Car Emmanuel Macron et Marine Le Pen sont liés. Non seulement par le fait qu’ils poursuivront, ensemble, la course qui mènera l’un d’eux au palais de l’Élysée mais liés, aussi, plus anciennement, par une forme de troc stratégique : à Emmanuel Macron de faire entrer Marine Le Pen dans l’espace politique républicain et à Marine Le Pen de poursuivre la fascisation de l’espace idéologique français afin de permettre à Emmanuel Macron d’apparaître comme le sauveur national, l’élu.
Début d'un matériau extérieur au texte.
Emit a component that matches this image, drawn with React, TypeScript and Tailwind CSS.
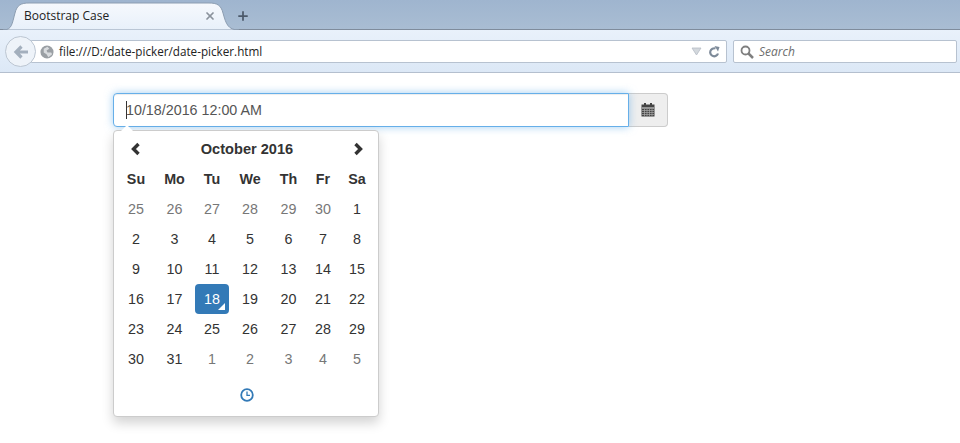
import { Plus, X } from "lucide-react";

const COLUMNS = "grid grid-cols-[36px_41px_34px_42px_35px_34px_34px]";
const WEEKDAYS = ["Su", "Mo", "Tu", "We", "Th", "Fr", "Sa"];

const DAYS: { d: number; old?: boolean }[] = [
  ...[25, 26, 27, 28, 29, 30].map((d) => ({ d, old: true })),
  ...Array.from({ length: 31 }, (_, i) => ({ d: i + 1 })),
  ...[1, 2, 3, 4, 5].map((d) => ({ d, old: true })),
];

const Chevron = ({ left }: { left?: boolean }) => (
  <svg width="14" height="14" viewBox="0 0 14 14">
    <path
      d={left ? "M9.500 2 L4.500 7 L9.500 12" : "M4.500 2 L9.500 7 L4.500 12"}
      fill="none"
      stroke="#333"
      strokeWidth="3.400"
    />
  </svg>
);

const CalendarIcon = () => (
  <svg width="14" height="14" viewBox="0 0 14 14">
    <rect x="0.500" y="1.500" width="13" height="12" fill="#444" />
    <rect x="3" y="0" width="2" height="3" fill="#444" />
    <rect x="9" y="0" width="2" height="3" fill="#444" />
    <path d="M1 5h12" stroke="#e6e6e6" strokeWidth="1" />
    <path d="M1 7.500h12M1 9.500h12M1 11.500h12M3.500 6v7M6 6v7M8.500 6v7M11 6v7" stroke="#aaa" strokeWidth="0.700" />
  </svg>
);

const ClockIcon = () => (
  <svg width="14" height="14" viewBox="0 0 14 14">
    <circle cx="7" cy="7" r="5.800" fill="none" stroke="#337ab7" strokeWidth="1.800" />
    <path d="M7 3.500V7.300H10" fill="none" stroke="#337ab7" strokeWidth="1.300" />
  </svg>
);

const BrowserChrome = () => (
  <div className="font-['Open_Sans',sans-serif]">
    <div className="h-[30px] bg-gradient-to-b from-[#9fb5cf] to-[#a9bdd3] flex items-end pl-[3px] border-b border-[#7f8c9c]">
      <div className="relative w-[236px] h-[28px] -mb-px flex items-center pl-[21px] pr-[13px]">
        <svg className="absolute inset-0" width="236" height="28" viewBox="0 0 236 28">
          <defs>
            <linearGradient id="tab" x1="0" y1="0" x2="0" y2="1">
              <stop offset="0" stopColor="#f6f9fd" />
              <stop offset="1" stopColor="#e8f0fa" />
            </linearGradient>
          </defs>
          <path
            d="M0 28 C9 28 9 22 12 11 C14 3 18 1 26 1 H206 C214 1 218 3 220 11 C223 22 225 28 236 28 Z"
            fill="url(#tab)"
            stroke="#8c9db1"
            strokeWidth="1"
          />
        </svg>
        <span className="relative flex-1 text-[12px] text-[#222]">Bootstrap Case</span>
        <X className="relative mr-[10px] text-[#8a929c]" size={12} strokeWidth={3.5} />
      </div>
      <Plus className="ml-[-3px] mb-[6px] text-[#4c5a6b]" size={14} strokeWidth={3} />
    </div>
    <div className="h-[43px] bg-gradient-to-b from-[#e9f1fb] to-[#dce8f6] border-b border-[#b4bfce] flex items-center pl-[5px] pr-[3px] pt-px">
      <div className="relative z-10 w-[31px] h-[31px] rounded-full bg-[#eef3f9] border border-[#bcc6d2] flex items-center justify-center -mr-[5px]">
        <svg width="16" height="14" viewBox="0 0 16 14">
          <path d="M15 7H4M8.500 1.500L3 7l5.500 5.500" fill="none" stroke="#a3afbd" strokeWidth="3.200" />
        </svg>
      </div>
      <div className="flex-1 h-[23px] bg-white border border-[#b7c2d0] rounded-r-[2px] flex items-center pl-[8px] pr-[6px] text-[11.700px] text-[#222]">
        <svg width="14" height="14" viewBox="0 0 15 15" className="mr-[5px]">
          <circle cx="7.500" cy="7.500" r="7" fill="#9a9fa4" />
          <path d="M4 4l4-2 2 2-3 2 1 2 4 0 1 2-4 3-2-3-3-2z" fill="#d8dbde" />
        </svg>
        <span className="flex-1">file:///D:/date-picker/date-picker.html</span>
        <svg width="11" height="9" viewBox="0 0 11 9" className="mr-[6px]">
          <path d="M1 1h9L5.500 8z" fill="#d3d8dd" stroke="#b6bdc5" strokeWidth="0.800" />
        </svg>
        <svg width="12" height="12" viewBox="0 0 12 12">
          <path d="M10 7.500A4 4 0 1 1 7.500 2.500" fill="none" stroke="#7d8a99" strokeWidth="2.200" />
          <path d="M6.500 0L11.500 1 10 5.500z" fill="#7d8a99" />
        </svg>
      </div>
      <div className="w-[224px] h-[23px] ml-[6px] bg-white border border-[#b7c2d0] rounded-[2px] flex items-center pl-[6px] text-[12px] italic text-[#6d6d6d]">
        <svg width="14" height="14" viewBox="0 0 14 14" className="mr-[5px]">
          <circle cx="5.500" cy="5.500" r="4" fill="none" stroke="#7f7f7f" strokeWidth="1.800" />
          <path d="M8.500 8.500L13 13" stroke="#7f7f7f" strokeWidth="2.500" />
        </svg>
        Search
      </div>
    </div>
  </div>
);

const DatePicker = () => (
  <div className="relative w-[266px] mt-[3px] bg-white border border-[#ccc] rounded-[4px] shadow-[0_6px_12px_rgba(0,0,0,0.175)] px-[4px] pt-[3px]">
    {/* little arrow on top of the popup */}
    <div className="absolute left-[7px] -top-[6px] w-0 h-0 border-x-[6px] border-x-transparent border-b-[6px] border-b-white" />
    <div className={COLUMNS + " h-[30px] items-center text-center font-bold"}>
      <span className="flex justify-center pr-px"><Chevron left /></span>
      <span className="col-span-5 pt-[2px] text-[14.600px]">October 2016</span>
      <span className="flex justify-center pl-px"><Chevron /></span>
    </div>
    <div className={COLUMNS + " h-[30px] items-center text-center font-bold"}>
      {WEEKDAYS.map((w) => (
        <span key={w} className="pt-[2px]">{w}</span>
      ))}
    </div>
    <div className={COLUMNS}>
      {DAYS.map(({ d, old }, i) =>
        d === 18 && !old ? (
          <span
            key={i}
            className="relative h-[30px] pt-[2px] flex items-center justify-center rounded-[4px] bg-[#337ab7] text-white"
          >
            {d}
            <span className="absolute right-[4px] bottom-[4px] w-0 h-0 border-l-[7px] border-l-transparent border-b-[7px] border-b-white" />
          </span>
        ) : (
          <span
            key={i}
            className={"h-[30px] pt-[2px] flex items-center justify-center " + (old ? "text-[#777]" : "")}
          >
            {d}
          </span>
        ),
      )}
    </div>
    <div className="h-[42px] flex items-center justify-center pl-px">
      <ClockIcon />
    </div>
  </div>
);

export default function App() {
  return (
    <div className="h-[443px] bg-white overflow-hidden">
      <BrowserChrome />
      <main className="pt-[20px] pl-[113px] font-['Liberation_Sans',sans-serif] text-[14.300px] text-[#333]">
        <div className="flex w-[555px] h-[34px]">
          <div className="relative flex-1 border border-[#66afe9] rounded-l-[4px] bg-white shadow-[inset_0_1px_1px_rgba(0,0,0,0.075),0_0_8px_rgba(102,175,233,0.6)] flex items-center pl-[12px] pt-[2px] text-[#555]">
            <span className="absolute left-[12px] top-[7px] w-px h-[18px] bg-[#333]" />
            10/18/2016 12:00 AM
          </div>
          <div className="w-[39px] bg-[#eee] border border-l-0 border-[#ccc] rounded-r-[4px] flex items-center justify-center">
            <CalendarIcon />
          </div>
        </div>
        <DatePicker />
      </main>
    </div>
  );
}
Et si l’un, d’une certaine manière, a ouvert la voie à l’autre, c’est qu’ils partagent une aspiration commune (néolibérale pour Emmanuel Macron, nationaliste pour Marine Le Pen) : constituer l’idée de gauche – j’entends par là, principalement, l’idée égalitaire – comme une idée impensable, condamnable, une idée morte.
J’insiste, dans ce bref texte, sur ce troc aux effets politiques déterminants car déjà des voix se lèvent pour appeler à faire front face à l’extrême droite en votant pour Emmanuel Macron afin de sauver la République. Il faut alors goûter le cynisme de la démarche : œuvrer à la légitimation des idées réactionnaires pour, un soir, tous les cinq ans, les déclarer inacceptables. Et, au lendemain de ce grand soir, les accepter à nouveau. Ce troc n’a que trop duré, ne peut plus durer. Tandis qu’Emmanuel Macron et Marine Le Pen amassent les gains de leurs arrangements mutuels, nous, qui ne sommes pas étrangers à ce troc, qui en sommes, au vrai, partie prenante, nous perdons. J’entends : les classes populaires et marginalisées ne cessent d’être contraintes de donner et, en retour, n’ont rien. Car, pour les groupes exploités, le troc ne relève pas du donnant-donnant, mais bien d’un rapport de domination porté par des forces structurelles historiques. Et c’est à ces groupes-là que le néolibéralisme et le nationalisme, sous leurs formes étatisées et oligarchiques, font, ensemble, barrage.
Comment barrer le barrage ? Comment faire front contre le front ? Comment nous sauver des sauveurs ? Par la rue, par la constitution d’un mouvement de masse, par l’action collective et par l’organisation, à chaque fois et toujours. Et durant les jours qui viennent, il faudra plus que jamais sortir, marcher, occuper l’espace, faire la démonstration de notre force. Refuser le troc.